How big should an agent pull request be?
Keep it small enough that one reviewer can understand it in about 10 to 15 minutes. If a PR mixes a bug fix with renames, cleanup, or edits across many files, split it. Small diffs make defects easier to spot and reverts much easier.
Which agent changes always need human review?
Always put a human on auth, billing, permissions, schema work, and deployment code. Those areas can break trust, money flow, or production data in one bad merge. An agent can draft the change, but a person should decide if it is safe.
What test gates should block an agent merge?
Run the same checks you already trust for human code: linting, unit tests, type checks, build checks, and a few smoke tests for that service.

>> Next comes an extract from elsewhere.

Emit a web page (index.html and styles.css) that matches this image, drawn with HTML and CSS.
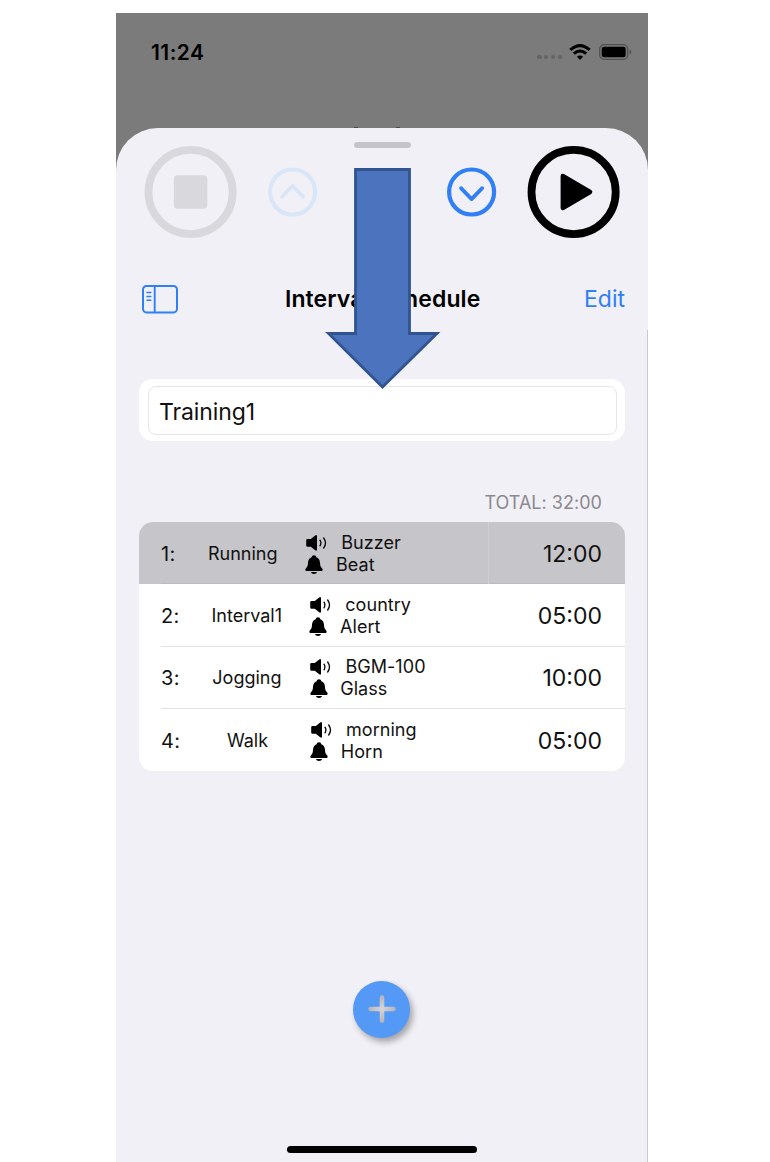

If any of them fail, stop the merge and send the branch back. Do not let agent work skip the normal path just to save time.
When should we pause or freeze agent output?
Stop right away when agents keep failing checks, reopening the same files, or sending large noisy diffs that reviewers cannot trust. Freeze output for the day, fix the rule that failed, and restart with tighter scope. Pushing through usually creates more cleanup than progress.
How do we roll out coding agents without creating chaos?
Use a short rollout. Start in one repo for a week or two, require small PRs, save the task prompt or brief, and watch the first ten merges closely. If review stays quick and regressions stay low, move to the next repo. If not, tighten the guardrails before you expand.
How can we tell if agent output is actually helping the team?
Ignore raw volume and watch review pain instead. Track how often agent PRs merge without rework, how long reviews take, how often you revert changes, and how often builds or tests fail after agent edits. Those numbers show whether the system works or just creates churn.
When does it make sense to bring in a fractional CTO for this?
Bring in outside technical leadership when the team moves fast but nobody owns repo boundaries, merge rules, or exceptions. That often happens in founder-led teams where everyone wants speed and nobody wants to police process. An experienced CTO can set limits early and stop the backlog before it grows.